Un libero professionista del centro storico descrive Supermarta come “il seduttore che apre la portiera, ti porta a cena a lume di candela, ma poi non sa bene come tener vivo il fuoco. Cosa farà al secondo appuntamento?”. Tutti, amici e avversari, riconoscono a Vincenzi una fulminea determinazione. Non sa se esiste un modo femminile di gestire il potere, Marta, ma con materna sollecitudine dice che si “vuole prendere cura della città”. Quando parla del waterfront, la nuova banchina, vorrebbe che “abbracciasse la città”. E con preoccupato affetto coltiva fagiolini e zucche nell'orto, passione verde come la sua fissazione per gli autobus elettrici e i cantieri consapevoli. Parla pure di inceneritori e varianti di valico – che magari non sono verdi ma che lei vuole governare in modo “verde”, efficientista come il nord del “lavoro-guadagno-pago-pretendo” ed ecologicamente corretta come un circolo del Partito democratico.

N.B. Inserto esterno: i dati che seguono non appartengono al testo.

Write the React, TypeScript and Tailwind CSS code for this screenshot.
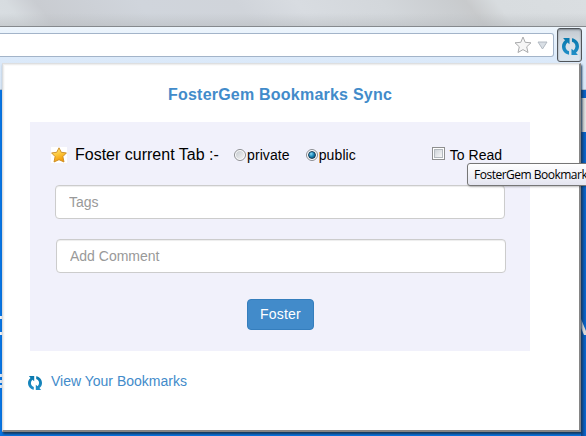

“Marta fa quella che parla per i cittadini ma snobba i cittadini”, ha detto un esponente di Forza Italia quando la Vincenzi temporeggiava sul confronto tv con Enrico Musso: “E' in vantaggio e non vuole rischiare”. Alla fine Marta al confronto c'è andata. A un certo punto ha accusato Musso di dire le cose che diceva lei. Secondo l'entourage Musso il professore è stato soltanto generoso nel dare cittadinanza a un'idea della controparte. Ora Marta spera che la generosità dei cittadini (nell'urna) le permetta di mettere su il Consiglio comunale della “nuova stagione”. La vittoria è più che probabile, ma la percentuale oscilla e nessuno può prevedere se Musso riuscirà a erodere una parte consistente del consenso di Supermarta. I genovesi intanto, con genovese borbottio, mugugnano, alzano gli occhi al cielo e cercano di scorgere il futuro oltre i tetti di ardesia, quelli che al cantante Gino Paoli (comunista, sì, ma arruolato da Musso) parevano, dall'alto, il guscio di una grande tartaruga.